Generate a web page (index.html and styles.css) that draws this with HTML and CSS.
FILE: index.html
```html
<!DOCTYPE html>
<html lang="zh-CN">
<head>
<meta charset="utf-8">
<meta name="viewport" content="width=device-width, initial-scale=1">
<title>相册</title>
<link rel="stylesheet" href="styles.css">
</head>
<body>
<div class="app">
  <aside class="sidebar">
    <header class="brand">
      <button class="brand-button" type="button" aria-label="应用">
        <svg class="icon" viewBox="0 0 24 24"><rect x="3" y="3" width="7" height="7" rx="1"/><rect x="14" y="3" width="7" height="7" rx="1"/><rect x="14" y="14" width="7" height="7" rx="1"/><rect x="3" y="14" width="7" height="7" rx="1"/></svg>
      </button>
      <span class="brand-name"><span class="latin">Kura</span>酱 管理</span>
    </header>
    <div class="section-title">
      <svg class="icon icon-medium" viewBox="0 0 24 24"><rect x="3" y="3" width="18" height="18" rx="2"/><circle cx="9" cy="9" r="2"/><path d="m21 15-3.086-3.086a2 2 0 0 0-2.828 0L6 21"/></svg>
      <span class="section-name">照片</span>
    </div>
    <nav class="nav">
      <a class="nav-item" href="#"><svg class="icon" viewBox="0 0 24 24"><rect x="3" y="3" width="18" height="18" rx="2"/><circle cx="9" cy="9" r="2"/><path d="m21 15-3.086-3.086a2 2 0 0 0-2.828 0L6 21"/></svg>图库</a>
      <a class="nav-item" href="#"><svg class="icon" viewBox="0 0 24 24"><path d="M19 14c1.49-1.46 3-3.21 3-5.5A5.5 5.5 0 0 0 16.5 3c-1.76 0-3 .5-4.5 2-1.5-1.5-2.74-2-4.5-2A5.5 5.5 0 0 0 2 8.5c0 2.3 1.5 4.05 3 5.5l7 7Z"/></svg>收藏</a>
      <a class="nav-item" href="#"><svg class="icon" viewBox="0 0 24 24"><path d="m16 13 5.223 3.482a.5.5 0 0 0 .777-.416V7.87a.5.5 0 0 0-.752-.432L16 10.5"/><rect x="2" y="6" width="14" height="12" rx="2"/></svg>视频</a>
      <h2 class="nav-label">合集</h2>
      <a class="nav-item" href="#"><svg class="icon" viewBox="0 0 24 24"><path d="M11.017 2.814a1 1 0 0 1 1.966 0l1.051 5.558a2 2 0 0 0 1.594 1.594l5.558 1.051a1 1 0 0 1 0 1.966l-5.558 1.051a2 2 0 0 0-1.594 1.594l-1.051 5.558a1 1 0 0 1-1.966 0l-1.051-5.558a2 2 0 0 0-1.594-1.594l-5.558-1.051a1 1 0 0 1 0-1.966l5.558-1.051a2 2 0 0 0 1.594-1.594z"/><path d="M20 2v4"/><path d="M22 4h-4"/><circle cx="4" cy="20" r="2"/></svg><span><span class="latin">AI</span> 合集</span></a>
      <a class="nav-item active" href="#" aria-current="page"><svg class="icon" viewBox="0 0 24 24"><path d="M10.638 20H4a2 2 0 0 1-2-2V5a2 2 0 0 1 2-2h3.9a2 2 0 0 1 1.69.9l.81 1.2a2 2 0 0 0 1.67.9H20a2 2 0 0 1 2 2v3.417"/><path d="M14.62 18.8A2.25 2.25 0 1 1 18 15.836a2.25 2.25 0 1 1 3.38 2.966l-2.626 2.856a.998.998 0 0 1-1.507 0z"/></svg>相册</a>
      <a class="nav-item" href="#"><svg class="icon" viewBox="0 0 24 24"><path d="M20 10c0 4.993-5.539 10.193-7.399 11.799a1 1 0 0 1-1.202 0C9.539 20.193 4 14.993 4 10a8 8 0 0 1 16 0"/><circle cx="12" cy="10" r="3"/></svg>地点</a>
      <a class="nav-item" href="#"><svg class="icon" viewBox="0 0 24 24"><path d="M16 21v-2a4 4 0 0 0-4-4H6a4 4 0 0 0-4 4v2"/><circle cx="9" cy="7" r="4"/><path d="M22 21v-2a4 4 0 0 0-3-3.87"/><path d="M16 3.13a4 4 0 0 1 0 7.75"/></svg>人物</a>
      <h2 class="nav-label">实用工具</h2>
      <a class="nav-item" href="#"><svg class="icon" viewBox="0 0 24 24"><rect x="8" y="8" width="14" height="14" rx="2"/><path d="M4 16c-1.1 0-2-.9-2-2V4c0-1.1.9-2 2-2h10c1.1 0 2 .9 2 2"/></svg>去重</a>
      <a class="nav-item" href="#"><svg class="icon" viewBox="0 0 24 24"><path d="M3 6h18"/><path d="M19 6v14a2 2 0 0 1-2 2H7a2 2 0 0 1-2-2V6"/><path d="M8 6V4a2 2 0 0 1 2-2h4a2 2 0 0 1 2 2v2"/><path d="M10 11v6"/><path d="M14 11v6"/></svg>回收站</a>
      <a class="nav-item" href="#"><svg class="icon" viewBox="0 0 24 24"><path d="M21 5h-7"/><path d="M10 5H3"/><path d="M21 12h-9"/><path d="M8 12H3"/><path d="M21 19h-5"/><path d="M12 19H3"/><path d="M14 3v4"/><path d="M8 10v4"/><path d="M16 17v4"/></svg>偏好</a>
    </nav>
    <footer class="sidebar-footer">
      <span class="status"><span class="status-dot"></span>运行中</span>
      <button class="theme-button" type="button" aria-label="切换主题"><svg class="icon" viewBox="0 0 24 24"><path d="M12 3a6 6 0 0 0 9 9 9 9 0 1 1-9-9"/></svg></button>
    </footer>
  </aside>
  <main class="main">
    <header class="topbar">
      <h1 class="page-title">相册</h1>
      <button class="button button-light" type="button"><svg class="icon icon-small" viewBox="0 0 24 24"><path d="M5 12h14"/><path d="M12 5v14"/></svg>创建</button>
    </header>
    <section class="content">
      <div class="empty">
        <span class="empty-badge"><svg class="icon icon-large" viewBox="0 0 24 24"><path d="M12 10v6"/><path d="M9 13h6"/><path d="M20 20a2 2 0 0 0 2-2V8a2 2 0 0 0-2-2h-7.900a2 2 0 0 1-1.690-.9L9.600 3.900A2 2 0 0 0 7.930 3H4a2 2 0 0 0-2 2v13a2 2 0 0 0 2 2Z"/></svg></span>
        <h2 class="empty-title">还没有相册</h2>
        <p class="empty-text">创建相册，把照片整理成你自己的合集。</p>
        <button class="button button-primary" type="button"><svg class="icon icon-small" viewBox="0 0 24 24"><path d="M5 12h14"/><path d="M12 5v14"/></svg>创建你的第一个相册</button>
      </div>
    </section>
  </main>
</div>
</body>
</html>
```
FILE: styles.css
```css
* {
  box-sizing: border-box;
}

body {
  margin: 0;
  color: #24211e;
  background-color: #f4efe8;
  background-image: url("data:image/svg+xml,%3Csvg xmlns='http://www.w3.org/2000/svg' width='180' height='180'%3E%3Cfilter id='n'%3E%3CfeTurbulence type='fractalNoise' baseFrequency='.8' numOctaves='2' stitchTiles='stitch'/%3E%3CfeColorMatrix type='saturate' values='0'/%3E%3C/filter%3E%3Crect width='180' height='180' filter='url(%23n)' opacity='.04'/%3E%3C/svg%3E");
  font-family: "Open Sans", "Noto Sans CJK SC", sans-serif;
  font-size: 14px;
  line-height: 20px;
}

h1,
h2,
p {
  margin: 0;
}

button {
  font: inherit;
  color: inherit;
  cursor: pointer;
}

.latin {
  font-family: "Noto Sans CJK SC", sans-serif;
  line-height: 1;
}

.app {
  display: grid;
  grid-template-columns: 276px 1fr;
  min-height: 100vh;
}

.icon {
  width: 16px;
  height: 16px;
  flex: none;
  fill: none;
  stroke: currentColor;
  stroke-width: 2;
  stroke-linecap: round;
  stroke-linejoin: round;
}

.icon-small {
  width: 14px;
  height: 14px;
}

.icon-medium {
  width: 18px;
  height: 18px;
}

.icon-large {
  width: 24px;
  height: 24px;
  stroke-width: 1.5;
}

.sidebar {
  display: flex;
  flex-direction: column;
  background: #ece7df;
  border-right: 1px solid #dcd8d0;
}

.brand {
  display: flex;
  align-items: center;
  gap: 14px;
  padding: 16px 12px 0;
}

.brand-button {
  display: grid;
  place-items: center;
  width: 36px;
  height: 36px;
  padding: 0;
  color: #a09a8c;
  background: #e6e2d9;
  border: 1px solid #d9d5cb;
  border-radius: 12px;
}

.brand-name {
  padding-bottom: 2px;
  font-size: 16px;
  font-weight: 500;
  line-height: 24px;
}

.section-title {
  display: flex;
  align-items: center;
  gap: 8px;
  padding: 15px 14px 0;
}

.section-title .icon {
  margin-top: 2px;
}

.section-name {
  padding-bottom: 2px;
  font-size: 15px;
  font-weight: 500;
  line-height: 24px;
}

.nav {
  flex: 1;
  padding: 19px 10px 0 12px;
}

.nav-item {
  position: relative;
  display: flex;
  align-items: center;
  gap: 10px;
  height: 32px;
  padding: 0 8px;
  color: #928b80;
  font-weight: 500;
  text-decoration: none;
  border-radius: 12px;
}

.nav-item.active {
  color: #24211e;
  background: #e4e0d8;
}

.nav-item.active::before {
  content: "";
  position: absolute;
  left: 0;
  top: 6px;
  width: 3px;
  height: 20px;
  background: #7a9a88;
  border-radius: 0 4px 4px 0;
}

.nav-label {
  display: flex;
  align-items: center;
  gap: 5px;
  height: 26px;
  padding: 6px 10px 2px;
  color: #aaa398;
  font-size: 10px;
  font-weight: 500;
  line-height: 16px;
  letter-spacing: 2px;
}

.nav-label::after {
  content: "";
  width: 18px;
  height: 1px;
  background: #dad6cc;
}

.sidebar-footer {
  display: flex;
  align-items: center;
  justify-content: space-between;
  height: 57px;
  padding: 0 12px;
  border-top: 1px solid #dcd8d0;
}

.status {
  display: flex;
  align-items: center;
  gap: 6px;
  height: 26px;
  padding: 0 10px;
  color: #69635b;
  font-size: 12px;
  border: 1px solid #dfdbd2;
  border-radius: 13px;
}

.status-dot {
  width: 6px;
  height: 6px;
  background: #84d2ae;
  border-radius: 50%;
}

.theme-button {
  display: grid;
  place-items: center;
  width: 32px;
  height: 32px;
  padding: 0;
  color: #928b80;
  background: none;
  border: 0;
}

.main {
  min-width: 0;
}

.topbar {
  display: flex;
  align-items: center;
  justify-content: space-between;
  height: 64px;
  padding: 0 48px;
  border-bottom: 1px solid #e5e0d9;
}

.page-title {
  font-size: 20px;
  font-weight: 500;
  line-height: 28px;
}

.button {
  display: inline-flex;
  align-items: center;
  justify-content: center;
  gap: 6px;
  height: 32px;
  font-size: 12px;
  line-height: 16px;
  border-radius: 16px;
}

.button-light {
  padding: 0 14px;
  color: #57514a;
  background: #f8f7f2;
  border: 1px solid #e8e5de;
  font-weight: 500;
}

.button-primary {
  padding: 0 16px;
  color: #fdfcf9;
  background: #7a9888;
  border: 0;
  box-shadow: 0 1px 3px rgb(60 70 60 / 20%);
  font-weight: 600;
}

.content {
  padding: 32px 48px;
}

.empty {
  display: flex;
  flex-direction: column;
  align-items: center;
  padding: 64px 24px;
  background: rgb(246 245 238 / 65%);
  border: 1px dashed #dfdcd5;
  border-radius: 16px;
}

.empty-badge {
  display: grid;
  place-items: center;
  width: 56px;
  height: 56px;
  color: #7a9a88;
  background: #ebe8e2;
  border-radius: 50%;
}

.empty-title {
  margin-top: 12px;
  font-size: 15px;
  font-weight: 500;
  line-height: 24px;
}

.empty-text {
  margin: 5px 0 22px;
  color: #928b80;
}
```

**CHALLENGE**
Using the listing above, gather each line that holds the string "page" and copy it.

**THE ANSWER**
Generate a web page (index.html and styles.css) that draws this with HTML and CSS.
      <a class="nav-item active" href="#" aria-current="page"><svg class="icon" viewBox="0 0 24 24"><path d="M10.638 20H4a2 2 0 0 1-2-2V5a2 2 0 0 1 2-2h3.9a2 2 0 0 1 1.69.9l.81 1.2a2 2 0 0 0 1.67.9H20a2 2 0 0 1 2 2v3.417"/><path d="M14.62 18.8A2.25 2.25 0 1 1 18 15.836a2.25 2.25 0 1 1 3.38 2.966l-2.626 2.856a.998.998 0 0 1-1.507 0z"/></svg>相册</a>
      <h1 class="page-title">相册</h1>
.page-title {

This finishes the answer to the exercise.